-- Start --

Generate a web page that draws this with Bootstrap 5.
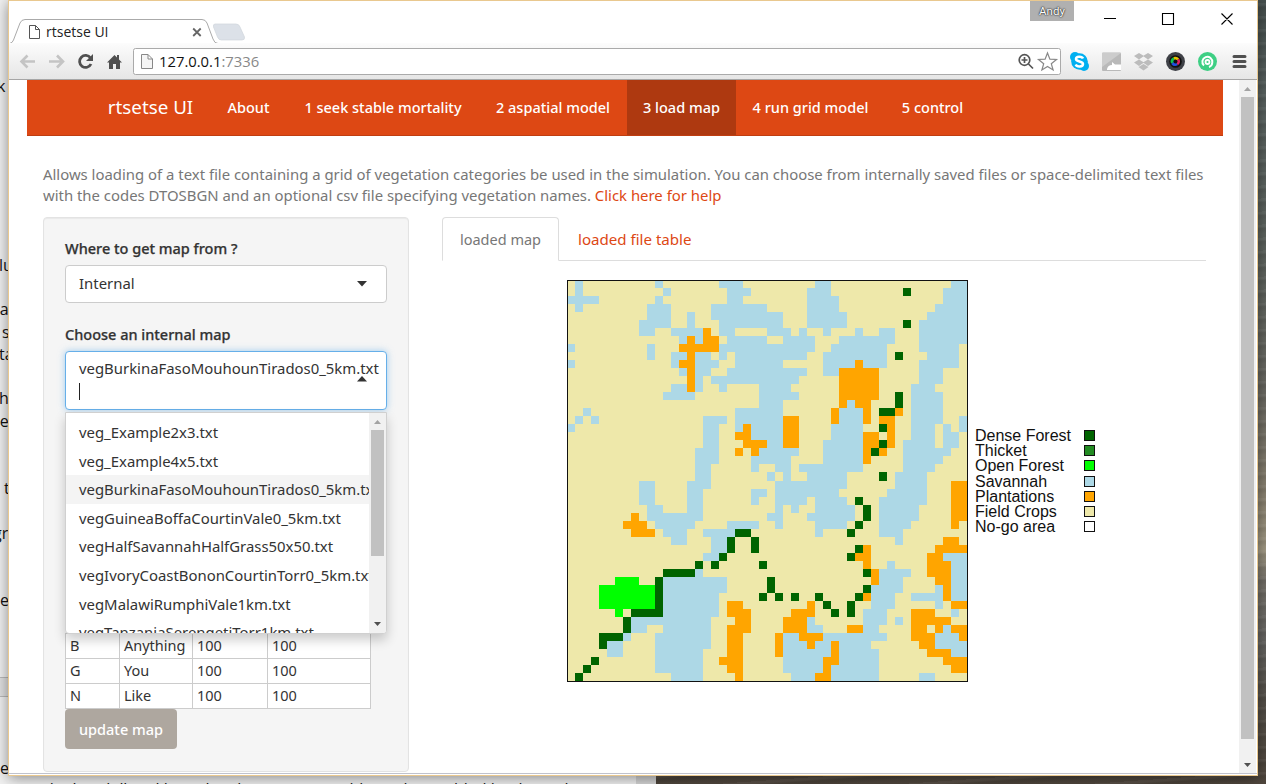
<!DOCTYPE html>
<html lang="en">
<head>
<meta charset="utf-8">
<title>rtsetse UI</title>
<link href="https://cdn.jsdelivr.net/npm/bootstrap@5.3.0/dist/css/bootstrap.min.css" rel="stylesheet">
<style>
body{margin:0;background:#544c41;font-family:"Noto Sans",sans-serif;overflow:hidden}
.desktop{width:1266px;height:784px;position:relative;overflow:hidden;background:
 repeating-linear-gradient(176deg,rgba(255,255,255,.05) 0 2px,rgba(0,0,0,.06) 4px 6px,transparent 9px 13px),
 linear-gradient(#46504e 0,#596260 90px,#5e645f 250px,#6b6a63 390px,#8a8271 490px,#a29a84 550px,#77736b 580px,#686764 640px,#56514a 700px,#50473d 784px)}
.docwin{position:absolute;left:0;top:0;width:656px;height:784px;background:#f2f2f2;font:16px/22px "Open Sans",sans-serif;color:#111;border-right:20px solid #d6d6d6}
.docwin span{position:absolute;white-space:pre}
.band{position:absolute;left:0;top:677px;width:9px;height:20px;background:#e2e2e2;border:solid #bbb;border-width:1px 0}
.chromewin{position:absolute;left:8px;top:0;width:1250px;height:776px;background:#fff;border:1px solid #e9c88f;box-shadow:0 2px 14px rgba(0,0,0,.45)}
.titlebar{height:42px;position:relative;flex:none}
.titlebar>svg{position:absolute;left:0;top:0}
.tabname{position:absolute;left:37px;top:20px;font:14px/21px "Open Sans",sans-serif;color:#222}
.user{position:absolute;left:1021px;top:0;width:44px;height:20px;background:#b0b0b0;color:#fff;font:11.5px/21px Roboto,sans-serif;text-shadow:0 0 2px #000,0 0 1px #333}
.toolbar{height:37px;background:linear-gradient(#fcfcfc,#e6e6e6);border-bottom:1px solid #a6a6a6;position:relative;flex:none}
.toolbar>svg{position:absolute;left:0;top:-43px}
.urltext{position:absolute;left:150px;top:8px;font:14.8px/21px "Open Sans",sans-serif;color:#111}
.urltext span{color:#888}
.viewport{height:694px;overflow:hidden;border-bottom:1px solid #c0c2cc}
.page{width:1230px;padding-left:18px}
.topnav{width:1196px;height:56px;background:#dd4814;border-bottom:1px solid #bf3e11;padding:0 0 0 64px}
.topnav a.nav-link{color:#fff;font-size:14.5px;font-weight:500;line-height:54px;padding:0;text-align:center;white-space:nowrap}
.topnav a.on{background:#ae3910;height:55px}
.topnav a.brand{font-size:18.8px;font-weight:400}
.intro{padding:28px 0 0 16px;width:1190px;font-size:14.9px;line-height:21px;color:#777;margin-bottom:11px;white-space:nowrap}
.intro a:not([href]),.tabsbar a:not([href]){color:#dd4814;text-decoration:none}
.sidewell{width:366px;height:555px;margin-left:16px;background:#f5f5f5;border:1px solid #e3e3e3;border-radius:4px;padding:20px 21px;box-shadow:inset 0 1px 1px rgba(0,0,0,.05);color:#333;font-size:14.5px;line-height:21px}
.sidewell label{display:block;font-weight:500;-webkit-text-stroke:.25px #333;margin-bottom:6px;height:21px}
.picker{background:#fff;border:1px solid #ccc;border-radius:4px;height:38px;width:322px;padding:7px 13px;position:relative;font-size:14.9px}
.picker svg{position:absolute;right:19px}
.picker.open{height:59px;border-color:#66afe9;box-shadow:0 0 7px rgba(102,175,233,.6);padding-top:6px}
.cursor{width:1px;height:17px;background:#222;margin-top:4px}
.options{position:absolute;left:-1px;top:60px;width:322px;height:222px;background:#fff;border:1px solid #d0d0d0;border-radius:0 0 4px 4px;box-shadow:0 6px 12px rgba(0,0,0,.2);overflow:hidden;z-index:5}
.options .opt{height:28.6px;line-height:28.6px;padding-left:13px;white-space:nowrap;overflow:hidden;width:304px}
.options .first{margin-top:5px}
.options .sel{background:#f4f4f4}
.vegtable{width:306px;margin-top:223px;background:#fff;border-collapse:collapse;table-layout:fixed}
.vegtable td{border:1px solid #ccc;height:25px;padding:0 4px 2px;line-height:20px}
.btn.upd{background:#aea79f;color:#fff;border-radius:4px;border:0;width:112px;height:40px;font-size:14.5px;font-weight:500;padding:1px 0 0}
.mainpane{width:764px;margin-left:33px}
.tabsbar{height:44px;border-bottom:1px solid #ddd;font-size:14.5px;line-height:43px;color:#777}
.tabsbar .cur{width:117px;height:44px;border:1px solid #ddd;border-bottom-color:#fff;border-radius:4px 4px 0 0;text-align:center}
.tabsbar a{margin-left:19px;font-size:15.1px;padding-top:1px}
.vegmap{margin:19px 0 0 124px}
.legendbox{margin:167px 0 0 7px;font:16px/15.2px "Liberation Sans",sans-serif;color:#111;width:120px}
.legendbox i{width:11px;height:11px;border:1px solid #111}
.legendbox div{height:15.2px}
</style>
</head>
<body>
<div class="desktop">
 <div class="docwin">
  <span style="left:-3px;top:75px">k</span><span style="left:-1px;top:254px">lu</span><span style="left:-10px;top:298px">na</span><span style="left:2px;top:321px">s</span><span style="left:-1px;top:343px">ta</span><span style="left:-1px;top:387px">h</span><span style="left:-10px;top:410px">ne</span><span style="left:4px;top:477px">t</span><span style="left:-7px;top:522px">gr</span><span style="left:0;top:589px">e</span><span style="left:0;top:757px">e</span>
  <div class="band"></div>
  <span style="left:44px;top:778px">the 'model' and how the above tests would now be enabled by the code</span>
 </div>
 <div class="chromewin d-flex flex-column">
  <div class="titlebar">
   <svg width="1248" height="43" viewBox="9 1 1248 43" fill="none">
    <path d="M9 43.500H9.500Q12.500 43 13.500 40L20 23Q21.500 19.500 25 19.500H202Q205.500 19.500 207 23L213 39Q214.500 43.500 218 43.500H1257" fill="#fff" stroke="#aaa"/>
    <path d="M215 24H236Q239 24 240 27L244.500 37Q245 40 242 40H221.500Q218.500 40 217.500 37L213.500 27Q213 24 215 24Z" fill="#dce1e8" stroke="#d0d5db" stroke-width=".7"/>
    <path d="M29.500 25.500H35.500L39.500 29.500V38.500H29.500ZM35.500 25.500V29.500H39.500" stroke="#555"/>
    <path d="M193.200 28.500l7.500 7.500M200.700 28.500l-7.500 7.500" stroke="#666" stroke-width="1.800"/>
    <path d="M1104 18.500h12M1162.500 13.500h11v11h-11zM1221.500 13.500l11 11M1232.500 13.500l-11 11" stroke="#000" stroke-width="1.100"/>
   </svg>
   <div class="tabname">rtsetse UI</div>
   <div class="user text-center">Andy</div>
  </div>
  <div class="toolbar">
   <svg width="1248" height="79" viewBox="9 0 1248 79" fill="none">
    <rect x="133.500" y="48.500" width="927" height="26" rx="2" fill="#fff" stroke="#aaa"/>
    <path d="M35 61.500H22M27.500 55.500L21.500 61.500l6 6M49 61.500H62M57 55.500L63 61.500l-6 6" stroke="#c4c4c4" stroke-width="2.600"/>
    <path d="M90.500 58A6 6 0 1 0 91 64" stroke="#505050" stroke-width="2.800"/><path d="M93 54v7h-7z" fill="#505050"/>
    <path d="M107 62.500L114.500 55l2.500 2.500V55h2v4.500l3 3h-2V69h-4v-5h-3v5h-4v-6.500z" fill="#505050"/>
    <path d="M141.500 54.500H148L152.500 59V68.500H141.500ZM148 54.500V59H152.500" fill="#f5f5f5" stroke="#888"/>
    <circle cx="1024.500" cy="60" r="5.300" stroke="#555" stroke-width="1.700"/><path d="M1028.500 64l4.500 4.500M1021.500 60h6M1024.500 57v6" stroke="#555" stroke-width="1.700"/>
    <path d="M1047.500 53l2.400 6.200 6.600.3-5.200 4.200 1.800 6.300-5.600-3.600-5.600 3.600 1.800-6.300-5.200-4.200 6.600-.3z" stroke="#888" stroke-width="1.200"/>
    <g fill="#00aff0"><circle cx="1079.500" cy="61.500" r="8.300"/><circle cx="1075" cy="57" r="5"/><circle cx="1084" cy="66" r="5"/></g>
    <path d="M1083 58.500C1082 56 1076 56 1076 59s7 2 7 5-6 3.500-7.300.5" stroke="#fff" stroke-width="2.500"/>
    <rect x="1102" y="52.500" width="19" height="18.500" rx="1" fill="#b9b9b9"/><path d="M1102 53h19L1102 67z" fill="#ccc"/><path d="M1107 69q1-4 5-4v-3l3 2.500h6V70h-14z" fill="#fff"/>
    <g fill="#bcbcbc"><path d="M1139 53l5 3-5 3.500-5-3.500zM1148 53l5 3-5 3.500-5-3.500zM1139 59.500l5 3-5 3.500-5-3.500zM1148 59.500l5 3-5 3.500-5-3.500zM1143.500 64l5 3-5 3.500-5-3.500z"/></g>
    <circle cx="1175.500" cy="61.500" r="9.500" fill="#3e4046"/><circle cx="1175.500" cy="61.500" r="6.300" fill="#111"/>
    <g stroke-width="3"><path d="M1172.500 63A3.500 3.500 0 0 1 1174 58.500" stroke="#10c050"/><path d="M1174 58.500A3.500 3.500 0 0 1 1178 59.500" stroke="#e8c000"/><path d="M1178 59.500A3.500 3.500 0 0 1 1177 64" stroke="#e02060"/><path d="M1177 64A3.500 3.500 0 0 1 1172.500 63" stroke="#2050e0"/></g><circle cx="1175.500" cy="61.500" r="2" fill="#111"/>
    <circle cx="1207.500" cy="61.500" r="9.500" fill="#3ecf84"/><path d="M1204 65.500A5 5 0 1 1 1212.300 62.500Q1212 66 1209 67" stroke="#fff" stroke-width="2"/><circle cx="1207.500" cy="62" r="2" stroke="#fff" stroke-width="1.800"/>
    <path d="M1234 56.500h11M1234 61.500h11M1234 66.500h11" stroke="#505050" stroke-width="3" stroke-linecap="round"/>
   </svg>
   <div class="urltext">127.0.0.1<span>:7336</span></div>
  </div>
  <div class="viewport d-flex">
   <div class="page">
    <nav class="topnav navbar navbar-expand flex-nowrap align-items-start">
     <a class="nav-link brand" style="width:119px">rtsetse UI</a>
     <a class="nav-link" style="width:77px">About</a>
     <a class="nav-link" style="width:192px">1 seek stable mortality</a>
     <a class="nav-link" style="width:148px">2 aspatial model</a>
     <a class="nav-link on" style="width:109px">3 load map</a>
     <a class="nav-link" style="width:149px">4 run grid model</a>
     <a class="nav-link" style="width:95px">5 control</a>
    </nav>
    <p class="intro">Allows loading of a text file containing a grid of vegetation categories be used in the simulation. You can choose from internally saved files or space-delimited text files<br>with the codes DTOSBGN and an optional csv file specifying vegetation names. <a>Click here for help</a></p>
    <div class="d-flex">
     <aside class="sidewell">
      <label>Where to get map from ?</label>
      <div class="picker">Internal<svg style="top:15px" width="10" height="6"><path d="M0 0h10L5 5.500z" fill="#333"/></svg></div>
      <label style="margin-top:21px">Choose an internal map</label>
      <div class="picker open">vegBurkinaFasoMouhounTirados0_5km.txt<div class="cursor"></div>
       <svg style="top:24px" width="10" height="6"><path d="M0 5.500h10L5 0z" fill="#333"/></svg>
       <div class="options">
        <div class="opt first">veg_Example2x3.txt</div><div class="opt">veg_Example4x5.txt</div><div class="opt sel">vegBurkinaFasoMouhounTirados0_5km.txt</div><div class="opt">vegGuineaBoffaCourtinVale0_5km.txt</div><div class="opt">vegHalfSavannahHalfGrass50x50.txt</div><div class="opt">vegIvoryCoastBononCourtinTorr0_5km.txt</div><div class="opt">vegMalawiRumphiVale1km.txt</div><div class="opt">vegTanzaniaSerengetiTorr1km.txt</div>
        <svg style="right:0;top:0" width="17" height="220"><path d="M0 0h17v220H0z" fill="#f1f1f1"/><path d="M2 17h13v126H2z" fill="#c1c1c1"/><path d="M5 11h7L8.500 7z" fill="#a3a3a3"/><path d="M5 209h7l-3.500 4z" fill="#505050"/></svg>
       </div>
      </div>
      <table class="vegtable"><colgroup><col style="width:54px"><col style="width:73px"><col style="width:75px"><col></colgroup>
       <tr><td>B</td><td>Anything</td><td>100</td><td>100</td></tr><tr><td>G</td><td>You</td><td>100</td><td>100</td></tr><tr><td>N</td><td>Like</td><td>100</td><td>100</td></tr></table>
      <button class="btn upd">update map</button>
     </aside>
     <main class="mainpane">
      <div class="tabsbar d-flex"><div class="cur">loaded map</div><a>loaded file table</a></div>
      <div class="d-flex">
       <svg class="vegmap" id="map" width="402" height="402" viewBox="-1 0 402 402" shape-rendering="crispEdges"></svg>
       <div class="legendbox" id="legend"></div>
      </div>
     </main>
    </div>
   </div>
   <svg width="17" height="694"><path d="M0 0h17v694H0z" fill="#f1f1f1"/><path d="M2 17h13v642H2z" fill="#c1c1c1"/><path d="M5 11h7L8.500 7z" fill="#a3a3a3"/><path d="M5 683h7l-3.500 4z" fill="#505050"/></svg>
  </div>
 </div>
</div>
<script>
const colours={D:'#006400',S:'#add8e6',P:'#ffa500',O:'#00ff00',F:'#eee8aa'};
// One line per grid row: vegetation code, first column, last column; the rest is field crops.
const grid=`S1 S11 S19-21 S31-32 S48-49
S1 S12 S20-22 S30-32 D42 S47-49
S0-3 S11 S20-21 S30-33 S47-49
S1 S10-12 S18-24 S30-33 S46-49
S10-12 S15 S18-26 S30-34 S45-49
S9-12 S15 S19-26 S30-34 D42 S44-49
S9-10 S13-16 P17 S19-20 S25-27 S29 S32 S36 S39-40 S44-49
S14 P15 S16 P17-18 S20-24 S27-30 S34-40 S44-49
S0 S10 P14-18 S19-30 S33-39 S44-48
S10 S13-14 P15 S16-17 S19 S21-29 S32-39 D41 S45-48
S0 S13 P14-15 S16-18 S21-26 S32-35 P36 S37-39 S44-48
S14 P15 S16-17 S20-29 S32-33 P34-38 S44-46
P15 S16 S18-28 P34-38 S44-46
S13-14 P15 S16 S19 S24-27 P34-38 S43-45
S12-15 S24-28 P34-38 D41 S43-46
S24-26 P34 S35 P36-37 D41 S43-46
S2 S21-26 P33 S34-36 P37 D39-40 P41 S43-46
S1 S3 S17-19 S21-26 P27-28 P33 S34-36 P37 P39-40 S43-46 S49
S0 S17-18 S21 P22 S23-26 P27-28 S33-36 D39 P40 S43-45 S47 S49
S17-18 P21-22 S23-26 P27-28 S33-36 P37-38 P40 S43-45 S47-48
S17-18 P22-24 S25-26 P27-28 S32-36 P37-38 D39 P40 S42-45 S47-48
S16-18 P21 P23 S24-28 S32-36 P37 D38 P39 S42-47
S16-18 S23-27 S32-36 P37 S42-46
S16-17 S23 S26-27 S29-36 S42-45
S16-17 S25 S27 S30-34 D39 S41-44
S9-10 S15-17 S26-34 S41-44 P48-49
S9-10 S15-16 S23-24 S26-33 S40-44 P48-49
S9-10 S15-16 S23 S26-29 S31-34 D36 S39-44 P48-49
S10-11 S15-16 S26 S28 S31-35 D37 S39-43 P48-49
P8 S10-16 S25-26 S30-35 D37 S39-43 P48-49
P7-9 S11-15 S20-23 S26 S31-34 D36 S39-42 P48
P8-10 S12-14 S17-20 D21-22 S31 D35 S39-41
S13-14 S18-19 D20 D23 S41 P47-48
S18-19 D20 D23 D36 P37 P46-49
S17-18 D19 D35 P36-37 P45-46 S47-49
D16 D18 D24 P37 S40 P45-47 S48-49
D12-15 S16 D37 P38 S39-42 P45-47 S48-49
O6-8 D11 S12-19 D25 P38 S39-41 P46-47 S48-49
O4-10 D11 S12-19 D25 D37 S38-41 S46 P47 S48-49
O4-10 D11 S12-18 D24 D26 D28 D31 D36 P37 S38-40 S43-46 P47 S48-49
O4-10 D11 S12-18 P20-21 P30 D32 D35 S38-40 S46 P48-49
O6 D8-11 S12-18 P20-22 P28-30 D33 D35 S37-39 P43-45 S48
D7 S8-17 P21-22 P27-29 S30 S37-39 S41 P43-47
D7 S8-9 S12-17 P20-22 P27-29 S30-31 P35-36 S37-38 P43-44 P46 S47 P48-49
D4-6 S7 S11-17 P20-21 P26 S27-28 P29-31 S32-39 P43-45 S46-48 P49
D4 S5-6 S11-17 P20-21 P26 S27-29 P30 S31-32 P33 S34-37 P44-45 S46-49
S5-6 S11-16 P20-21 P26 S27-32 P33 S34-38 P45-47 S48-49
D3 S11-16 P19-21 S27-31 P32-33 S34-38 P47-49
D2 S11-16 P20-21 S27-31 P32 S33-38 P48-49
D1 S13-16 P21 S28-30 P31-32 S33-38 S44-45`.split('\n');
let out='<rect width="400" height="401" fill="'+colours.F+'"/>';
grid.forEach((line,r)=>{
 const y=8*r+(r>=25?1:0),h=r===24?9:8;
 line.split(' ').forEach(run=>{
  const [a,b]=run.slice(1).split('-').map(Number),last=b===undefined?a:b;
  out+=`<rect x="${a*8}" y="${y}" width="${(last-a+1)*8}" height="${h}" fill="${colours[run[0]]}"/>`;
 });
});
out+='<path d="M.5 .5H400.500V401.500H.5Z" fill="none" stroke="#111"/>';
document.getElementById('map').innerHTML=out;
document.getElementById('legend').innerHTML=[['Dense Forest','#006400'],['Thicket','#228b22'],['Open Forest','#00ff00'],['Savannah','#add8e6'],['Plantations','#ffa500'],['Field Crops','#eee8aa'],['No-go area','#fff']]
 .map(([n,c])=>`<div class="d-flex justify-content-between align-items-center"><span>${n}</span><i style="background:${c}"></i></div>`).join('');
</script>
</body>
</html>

-- End --

Look through the data and show every line containing "with".

Result of this exercise:
Generate a web page that draws this with Bootstrap 5.
    <p class="intro">Allows loading of a text file containing a grid of vegetation categories be used in the simulation. You can choose from internally saved files or space-delimited text files<br>with the codes DTOSBGN and an optional csv file specifying vegetation names. <a>Click here for help</a></p>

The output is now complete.